企画展に向けて作ったものを箱に詰めて送り出す。
一つ肩の力が抜けた。だけど、落ち着かないような心持ちのなかにいる。
出来上がったものを見ながら振り返ると、肩の力が抜けたことで見えることや、感じることが増えたような気がした。懸命になるだけ、見えなくなったり、通り過ぎてしまうことがあってそれを感じた。
勤め人の妻も、最近は年度末が近づき、忙しく過ごしているようで、帰ってくると交わす会話には溜息が混じることもある。
年を重ねるごとに、諦めることに慣れたのを実感するのは、余裕がないときや、溜息がでるようなときなのだけれど、何かを諦めて、落とし込むように心を静めていくのも、どこかでささくれたものがあるのだと思う。
先日、野球界のレジェンド「ノムさん」が亡くなり、その後テレビや、ラジオでノムさんに触れる機会が多くなった。
代名詞のボヤキをサッチーは「愚痴ではないから聞いていても気にならないのよね。
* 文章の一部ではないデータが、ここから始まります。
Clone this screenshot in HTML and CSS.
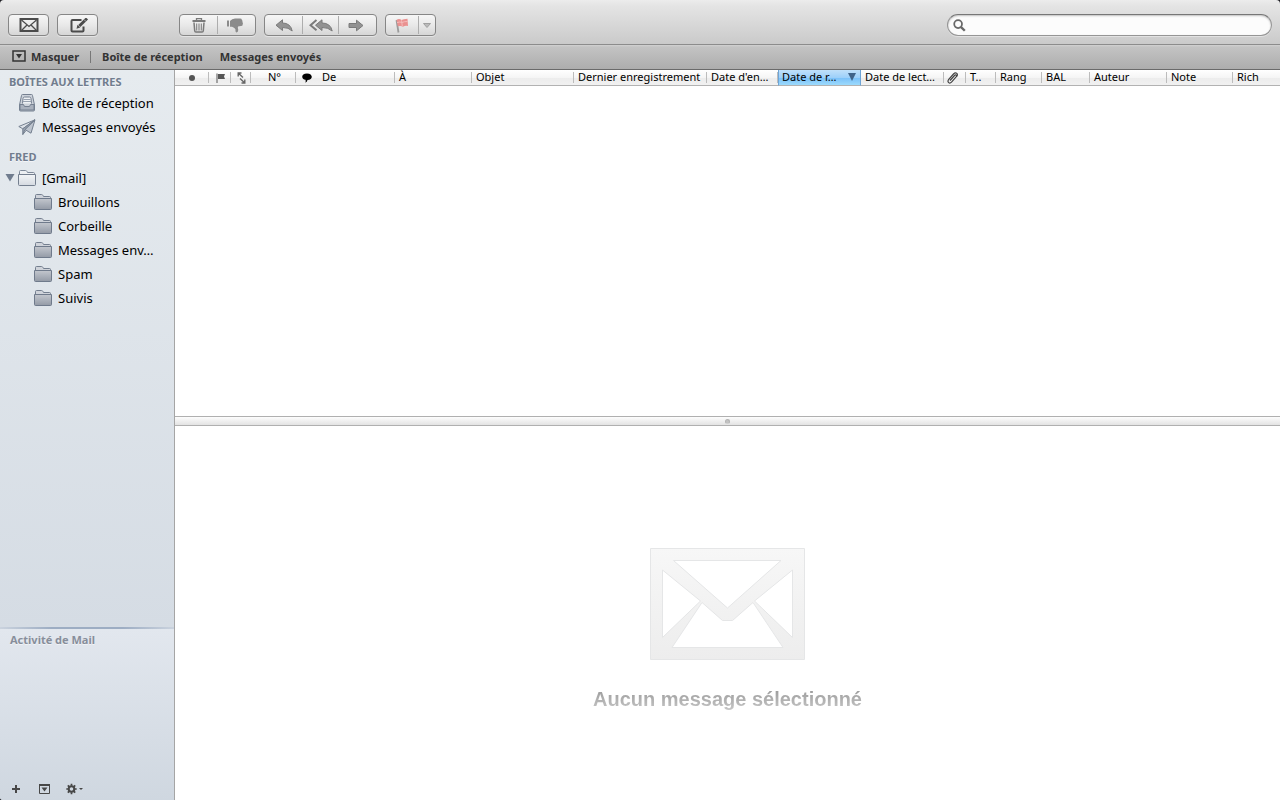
FILE: index.html
```html
<!DOCTYPE html>
<html lang="fr">
<head>
<meta charset="utf-8">
<title>Mail</title>
<link rel="stylesheet" href="styles.css">
</head>
<body>
<svg width="0" height="0" class="defs" aria-hidden="true">
  <defs>
    <linearGradient id="folderFill" x1="0" y1="0" x2="0" y2="1"><stop offset="0" stop-color="#c3c7ce"/><stop offset="1" stop-color="#939aa6"/></linearGradient>
    <linearGradient id="lightFill" x1="0" y1="0" x2="0" y2="1"><stop offset="0" stop-color="#f3f5f7"/><stop offset="1" stop-color="#d5dae1"/></linearGradient>
    <linearGradient id="letterFill" x1="0" y1="0" x2="0" y2="1"><stop offset="0" stop-color="#f7f7f7"/><stop offset="1" stop-color="#ededed"/></linearGradient>
    <symbol id="folder" viewBox="0 0 18 16">
      <path d="M1.500 4V1.500q0-1 1-1h5q1 0 1.500 1l.5 1h6q1 0 1 1V5" fill="#cfd3da" stroke="#747f8f"/>
      <path d="M.5 4.500h17v10q0 1-1 1h-15q-1 0-1-1z" fill="url(#folderFill)" stroke="#6f7a8b"/>
    </symbol>
    <symbol id="menubox" viewBox="0 0 14 12">
      <path d="M1 1h12v10H1z" fill="none" stroke="currentColor" stroke-width="1.500"/>
      <path d="M4 4h6L7 8.500z" fill="currentColor"/>
    </symbol>
  </defs>
</svg>
<div class="window">
  <header class="toolbar">
    <button class="btn" type="button" aria-label="Relever">
      <svg width="20" height="14" viewBox="0 0 20 14" fill="none" stroke="#4b4b4b"><path d="M1.500 1h17v12h-17z" stroke-width="2"/><path d="M2.500 2l7.500 6.500L17.500 2M2.500 12.500l5.500-5.500M17.500 12.500L12 7" stroke-width="1.300"/></svg>
    </button>
    <button class="btn" type="button" aria-label="Nouveau message">
      <svg class="compose" width="20" height="15" viewBox="0 0 20 15" fill="none" stroke="#4b4b4b"><path d="M11.500 2h-9q-1 0-1 1v9.500q0 1 1 1h10q1 0 1-1V8.500" stroke-width="2"/><path d="M6.500 10.800l1-4 2.800 2.800z" fill="#4b4b4b" stroke="none"/><path d="M9.300 8l7.700-7.500" stroke-width="3"/><path d="M14 1.500l2 2" stroke="#ddd" stroke-width="0.700"/></svg>
    </button>
    <div class="group group-first">
      <button class="seg seg-37" type="button" aria-label="Supprimer">
        <svg width="14" height="15" viewBox="0 0 14 15" fill="none" stroke="#7a7a7a"><path d="M4.500 2V.7h5V2" stroke-width="1.300"/><path d="M.5 3h13" stroke-width="1.800"/><path d="M2 4.500l.7 8.300q.1 1.200 1.200 1.200h6.200q1.100 0 1.200-1.200l.7-8.300" stroke-width="1.500"/><path d="M4.700 5.500v7M7 5.500v7M9.300 5.500v7"/></svg>
      </button>
      <button class="seg seg-38" type="button" aria-label="Indésirable">
        <svg class="junk" width="16" height="15" viewBox="0 0 16 15" fill="#8b8b8b"><path d="M0 2.500h2v6H0zM3 3Q5 .5 8 .5h5q2 0 1.800 1.500 1 .7.600 1.900.9 1 .3 2.300.2 1.800-1.700 1.900l-3 .3q-.4 1.300.2 3.200.2 2.600-1.700 2.900-1.300-.4-1-3Q8 9.700 5 8.700H3z"/></svg>
      </button>
    </div>
    <div class="group">
      <button class="seg seg-37" type="button" aria-label="Répondre">
        <svg width="18" height="13" viewBox="0 0 18 13" fill="#929292" stroke="#7a7a7a"><path d="M7.500.8v3.200q8 0 9.700 8Q13.500 8.300 7.500 8.500v3L1 6.200z"/></svg>
      </button>
      <button class="seg seg-36" type="button" aria-label="Répondre à tous">
        <svg width="24" height="13" viewBox="0 0 24 13" fill="#929292" stroke="#7a7a7a"><path d="M13 .8v3.200q8.500 0 10.200 8Q19 8.300 13 8.500v3L6.500 6.200z"/><path d="M7.500 1L1.500 6.200l6 5" fill="none" stroke-width="2"/></svg>
      </button>
      <button class="seg seg-38" type="button" aria-label="Réexpédier">
        <svg class="forward" width="16" height="13" viewBox="0 0 16 13" fill="#929292" stroke="#7a7a7a"><path d="M1 4.500h7.500V1.200l6.500 5.300-6.500 5.300V8.500H1z"/></svg>
      </button>
    </div>
    <div class="group">
      <button class="seg seg-flag" type="button" aria-label="Signaler">
        <svg width="14" height="15" viewBox="0 0 14 15"><path d="M1.500 2l2 12.500" stroke="#9b9b9b" stroke-width="1.800"/><path d="M1.500 2q2.500-2 5 0Q8.500 1 12.500.8L13 8q-3-.5-5 .8-2-1.500-5.200-.5z" fill="#ea9190"/><path d="M6.500 2.200l.8 6M2 4.500q3-1 5 0 2-1 5.500-1" stroke="#f5bcbb" fill="none"/></svg>
      </button>
      <button class="seg seg-menu" type="button" aria-label="Choisir un drapeau">
        <svg width="8" height="5" viewBox="0 0 8 5"><path d="M.5.5h7L4 4.500z" fill="#bbb" stroke="#a0a0a0"/></svg>
      </button>
    </div>
    <label class="search">
      <svg width="13" height="13" viewBox="0 0 14 14" fill="none" stroke="#686868"><circle cx="5.500" cy="5.500" r="4.200" stroke-width="1.900"/><path d="M8.700 8.700l4 4" stroke-width="2.500"/></svg>
      <input type="search" aria-label="Rechercher">
    </label>
  </header>
  <nav class="favorites">
    <button class="fav fav-hide" type="button"><svg width="14" height="12"><use href="#menubox"/></svg>Masquer</button>
    <span class="fav-sep"></span>
    <button class="fav" type="button">Boîte de réception</button>
    <button class="fav" type="button">Messages envoyés</button>
  </nav>
  <div class="body">
    <aside class="sidebar">
      <div class="mailboxes">
        <h2>BOÎTES AUX LETTRES</h2>
        <ul>
          <li><svg width="18" height="18" viewBox="0 0 18 18"><path d="M3.500 1.500q0-1 1-1h9q1 0 1 1l2 9.500v5q0 1-1 1h-13q-1 0-1-1v-5z" fill="#ccd2da" stroke="#758090"/><path d="M4.500 9.500l.5-5q.2-1.500 1.500-1.500h5q1.300 0 1.500 1.500l.5 5" fill="#eef1f4" stroke="#758090"/><path d="M5.500 5.500h7M5 7.500h8" stroke="#98a2b0"/><path d="M2 10.500h3.500l1 2h5l1-2H16V16H2z" fill="#a9b1bd" stroke="#758090"/></svg><span>Boîte de réception</span></li>
          <li><svg width="18" height="17" viewBox="0 0 18 17" stroke="#758090" stroke-linejoin="round"><path d="M17 .8L.8 7.500l4 2.300z" fill="#dce1e7"/><path d="M17 .8L7 10.500l6 3.700z" fill="#bdc4ce"/><path d="M17 .8L4.800 9.800v5.700L7 10.500z" fill="#97a1af"/><path d="M4.800 15.500l3.500-4.300" fill="none"/></svg><span>Messages envoyés</span></li>
        </ul>
        <h2 class="next">FRED</h2>
        <ul>
          <li class="account"><svg width="10" height="8" viewBox="0 0 10 8"><path d="M.5 0h9L5 7.500z" fill="#707c8e"/></svg><svg width="18" height="16" viewBox="0 0 18 16"><path d="M1.500 4V1.500q0-1 1-1h5q1 0 1.500 1l.5 1h6q1 0 1 1V5" fill="#eceff2" stroke="#7e8999"/><path d="M.5 4.500h17v10q0 1-1 1h-15q-1 0-1-1z" fill="url(#lightFill)" stroke="#747f8f"/></svg><span>[Gmail]</span></li>
          <li class="child"><svg width="18" height="16"><use href="#folder"/></svg><span>Brouillons</span></li>
          <li class="child"><svg width="18" height="16"><use href="#folder"/></svg><span>Corbeille</span></li>
          <li class="child"><svg width="18" height="16"><use href="#folder"/></svg><span>Messages env…</span></li>
          <li class="child"><svg width="18" height="16"><use href="#folder"/></svg><span>Spam</span></li>
          <li class="child"><svg width="18" height="16"><use href="#folder"/></svg><span>Suivis</span></li>
        </ul>
      </div>
      <div class="activity">
        <h3>Activité de Mail</h3>
        <div class="actions">
          <button type="button" aria-label="Ajouter"><svg width="10" height="10" viewBox="0 0 10 10"><path d="M5 1v8M1 5h8" stroke="currentColor" stroke-width="2"/></svg></button>
          <button type="button" aria-label="Afficher l’activité"><svg width="11" height="10" viewBox="0 0 11 10"><path d="M.5.5h10v9H.5z" fill="none" stroke="currentColor"/><path d="M0 0h11v2H0zM2.500 3.500h6l-3 4z" fill="currentColor"/></svg></button>
          <button type="button" aria-label="Actions"><svg width="17" height="12" viewBox="0 0 17 12"><g stroke="currentColor" fill="none"><circle cx="5.500" cy="6" r="2.800" stroke-width="2"/><path d="M5.500.8v2M5.500 9.200v2M.3 6h2M8.700 6h2M1.800 2.300l1.500 1.500M7.700 8.200l1.500 1.500M1.800 9.700l1.500-1.500M7.700 3.800l1.500-1.500" stroke-width="1.700"/></g><path d="M13 5h4l-2 2z" fill="currentColor"/></svg></button>
        </div>
      </div>
    </aside>
    <main class="content">
      <section class="messages">
        <table>
          <colgroup>
            <col class="w34"><col class="w22"><col class="w20"><col class="w45"><col class="w22"><col class="w77"><col class="w77"><col class="w102"><col class="w133"><col class="w71"><col class="w83"><col class="w83"><col class="w22"><col class="w30"><col class="w46"><col class="w48"><col class="w77"><col class="w66"><col>
          </colgroup>
          <thead>
            <tr>
              <th class="ico" aria-label="Lu"><svg width="6" height="6" viewBox="0 0 6 6"><circle cx="3" cy="3" r="3" fill="#555"/></svg></th>
              <th class="ico" aria-label="Drapeau"><svg width="9" height="10" viewBox="0 0 9 10"><path d="M1 .5V10" stroke="#888" stroke-width="1.500"/><path d="M2 1h7L8 3.500 9 6H2z" fill="#555"/></svg></th>
              <th class="ico" aria-label="Réponse"><svg width="9" height="12" viewBox="0 0 9 12" fill="none" stroke="#666" stroke-width="1.400"><path d="M4.500 1H1.200v3.500M1.200 1L6 5.500M4.500 11h3.300V7.500M7.800 11L3 6.500"/></svg></th>
              <th class="ico-text">N°</th>
              <th class="ico plain" aria-label="Conversation"><svg width="10" height="10" viewBox="0 0 10 10"><path d="M5 .5c6.300 0 6.300 6.500.5 6.500Q5.200 9 3.200 9.800 4 8.500 3.500 6.800C-1.200 6-1 .5 5 .5z" fill="#000"/></svg></th>
              <th>De</th>
              <th>À</th>
              <th>Objet</th>
              <th>Dernier enregistrement</th>
              <th>Date d'en…</th>
              <th class="sorted" aria-sort="descending"><div><span>Date de r…</span><svg width="8" height="8" viewBox="0 0 8 8"><path d="M0 0h8L4 8z" fill="#3f6389"/></svg></div></th>
              <th>Date de lect…</th>
              <th class="ico clip" aria-label="Pièces jointes"><svg width="11" height="12" viewBox="0 0 11 12" fill="none" stroke="#444" stroke-width="1.200"><path d="M3 8.500l4.500-5q1-1 1.700-.3t-.1 1.700L4.500 10.200q-1.500 1.500-2.800.4T1.500 7.700L6.500 2q1.800-1.800 3.300-.6 1.300 1.500-.3 3.300"/></svg></th>
              <th>T..</th>
              <th>Rang</th>
              <th>BAL</th>
              <th>Auteur</th>
              <th>Note</th>
              <th class="plain">Rich</th>
            </tr>
          </thead>
        </table>
      </section>
      <div class="splitter"><span></span></div>
      <section class="preview">
        <svg width="155" height="112" viewBox="0 0 155 112"><path fill="url(#letterFill)" fill-rule="evenodd" stroke="#e5e6e7" d="M.5.5h154v111H.5zM23.500 12.500h107.500L77.500 60zM12.500 22l38 31-38 36.500zM142.500 22l-38 31 38 36.500zM22 99.500l30-45 20.500 18h10l20.500-18 30 45z"/></svg>
        <p>Aucun message sélectionné</p>
      </section>
    </main>
  </div>
</div>
</body>
</html>
```
FILE: styles.css
```css
* { box-sizing: border-box; }
html, body { height: 100%; }
body {
  margin: 0;
  background: #1d1d22;
  color: #000;
  font-family: "Lucida Grande", "Noto Sans", "Open Sans", sans-serif;
  font-size: 13px;
}
button { font: inherit; color: inherit; background: none; border: 0; padding: 0; margin: 0; }
svg { display: block; flex: none; }
ul { list-style: none; margin: 0; padding: 0; }
.defs { position: absolute; }

.window {
  height: 100vh;
  display: flex;
  flex-direction: column;
  overflow: hidden;
  border-radius: 4px 4px 0 3px;
}

.toolbar {
  display: flex;
  align-items: center;
  gap: 8px;
  padding: 14px 8px 8px;
  border-bottom: 1px solid #8c8c8c;
  background: linear-gradient(#ececec, #e4e4e4 6px, #cacaca);
}
.btn, .group {
  display: flex;
  align-items: center;
  justify-content: center;
  height: 22px;
  border: 1px solid #868686;
  border-radius: 4px;
  background: linear-gradient(#f6f6f6, #e9e9e9 50%, #d6d6d6);
  box-shadow: 0 1px 0 #e4e4e4;
}
.btn { width: 41px; }
.compose { margin-left: 4px; }
.group-first { margin-left: 73px; }
.seg {
  display: flex;
  align-items: center;
  justify-content: center;
  height: 18px;
}
.seg + .seg { border-left: 1px solid #adadad; }
.seg-36 { width: 36px; }
.seg-37 { width: 37px; }
.seg-38 { width: 38px; }
.seg-flag { width: 32px; }
.seg-menu { width: 17px; }
.junk, .forward { margin-right: 3px; }
.search {
  display: flex;
  align-items: center;
  gap: 4px;
  width: 325px;
  height: 22px;
  margin-left: auto;
  padding: 0 8px 0 5px;
  border: 1px solid #959595;
  border-top-color: #777;
  border-radius: 11px;
  background: #fcfcfc;
  box-shadow: inset 0 1px 2px #c0c0c0, 0 1px 0 #e2e2e2;
}
.search input { flex: 1; min-width: 0; border: 0; outline: 0; background: none; font: inherit; }

.favorites {
  display: flex;
  align-items: center;
  height: 25px;
  padding: 0 12px 2px;
  border-bottom: 1px solid #6a6a6a;
  background: linear-gradient(#d2d2d2, #c3c3c3 2px, #adadad);
  color: #333;
  font-size: 11px;
  font-weight: 700;
  text-shadow: 0 1px 0 #dcdcdc;
}
.fav { display: flex; align-items: center; gap: 5px; margin-right: 17px; white-space: nowrap; }
.fav-hide { margin-right: 11px; }
.fav-sep { width: 1px; height: 12px; margin: 2px 11px 0 0; background: #777; }

.body { flex: 1; min-height: 0; display: flex; }

.sidebar {
  width: 175px;
  flex: none;
  display: flex;
  flex-direction: column;
  border-right: 1px solid #a5a5a5;
  background: #d0d8e1;
}
.mailboxes {
  flex: 1;
  padding-top: 3px;
  background: linear-gradient(#e6ebef, #d5dce4);
}
.sidebar h2 {
  margin: 0;
  padding-left: 9px;
  font-size: 11px;
  line-height: 18px;
  color: #717d8e;
  text-shadow: 0 1px 0 #f3f5f8;
}
.sidebar h2.next { margin-top: 9px; }
.sidebar li {
  display: flex;
  align-items: center;
  gap: 6px;
  height: 24px;
  padding-left: 18px;
  white-space: nowrap;
}
.sidebar li.account { gap: 3px; padding-left: 5px; }
.sidebar li.account span { margin-left: 3px; }
.sidebar li.child { padding-left: 34px; }

.activity {
  height: 173px;
  display: flex;
  flex-direction: column;
  justify-content: space-between;
  border-top: 2px solid;
  border-image: linear-gradient(90deg, #ccd4df, #9dadc3 30%, #9dadc3 70%, #ccd4df) 2;
  background: linear-gradient(#e2e7ee, #cfd7e0);
}
.activity h3 {
  margin: 0;
  padding: 3px 10px;
  font-size: 11px;
  line-height: 16px;
  color: #878e9b;
  text-shadow: 0 1px 0 #f1f3f6;
}
.actions { display: flex; align-items: center; gap: 18px; height: 22px; padding-left: 11px; color: #474747; }
.actions button:last-child { margin-left: -2px; }

.content { flex: 1; min-width: 0; display: flex; flex-direction: column; background: #fff; }
.messages { flex: 346 1 0; min-height: 0; overflow: hidden; }
table { width: 100%; table-layout: fixed; border-collapse: separate; border-spacing: 0; }
th {
  height: 16px;
  padding: 0 0 2px 4px;
  white-space: nowrap;
  text-align: left;
  font-size: 11px;
  line-height: 13px;
  font-weight: 400;
  border-bottom: 1px solid #b2b2b2;
  background:
    linear-gradient(#bcbcbc, #bcbcbc) right 2px / 1px 11px no-repeat,
    linear-gradient(#fff, #f5f5f5 50%, #ececec 50%, #f1f1f1);
}
th.plain { background: linear-gradient(#fff, #f5f5f5 50%, #ececec 50%, #f1f1f1); }
th.ico { padding: 0 1px; }
th.ico svg { margin: 0 auto; }
th.clip { padding-right: 6px; }
th.ico-text { padding: 0 0 2px 2px; text-align: center; }
th.sorted {
  padding-left: 3px;
  border-left: 1px solid #6da4d6;
  border-right: 1px solid #6da4d6;
  background: linear-gradient(#c0e0fa, #9dd0fa 50%, #78bff9 50%, #9cdafc);
}
th.sorted div { display: flex; align-items: center; justify-content: space-between; padding-right: 4px; }
.w20 { width: 20px; }
.w22 { width: 22px; }
.w30 { width: 30px; }
.w34 { width: 34px; }
.w45 { width: 45px; }
.w46 { width: 46px; }
.w48 { width: 48px; }
.w66 { width: 66px; }
.w71 { width: 71px; }
.w77 { width: 77px; }
.w83 { width: 83px; }
.w102 { width: 102px; }
.w133 { width: 133px; }

.splitter {
  flex: none;
  display: flex;
  align-items: center;
  justify-content: center;
  height: 10px;
  border-top: 1px solid #b0b0b0;
  border-bottom: 1px solid #b0b0b0;
  background: linear-gradient(#fdfdfd, #e3e3e3);
}
.splitter span { width: 5px; height: 5px; border-radius: 50%; background: #c3c3c3; border: 1px solid #b4b4b4; border-bottom-color: #d0d0d0; }

.preview {
  flex: 374 1 0;
  min-height: 0;
  display: flex;
  flex-direction: column;
  align-items: center;
  justify-content: center;
}
.preview svg { margin-top: 32px; }
.preview p {
  margin: 27px 0 0;
  font: 700 20px/24px "Helvetica Neue", "Liberation Sans", Arial, sans-serif;
  color: transparent;
  background: linear-gradient(#969696, #c8c8c8);
  background-clip: text;
  -webkit-background-clip: text;
}
```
」って言っていたのだけれど、愚痴とボヤキは違うんだとハッとした。ユーモアと、諦めと、認めること、整理された気持ちが少し入っているのかなあと思った。考える人、愛情のある人なのだと思った。
日々を維持し、回していくには当たり前ではない、地道なことが必要で、それは余裕がないときは蔑ろにしてしまいがちだけれど、寧ろそれこそを大事に、少しだけ諦めて、前を向いて、足元を確かめ、自分の周りには心を配りたい。遠くや、大きなことには及ばずとも、目の前のことに懸命になりたいと思う。
今回の展示のDMの中に「心に灯し、照らす種のようなあたたかなもの」という言葉があった。秋の日に感じたことそのままだと思った。あの日に感じたことをものを作ることで循環していきたいと思ったのだけれど、少しでもかたちにできたのだろうか。
今回ご一緒する皆さんの、それぞれの灯りに触れ、照らされて、僕のほのかな灯りも誰かと、その人の日々を照らすものであってほしいと思う。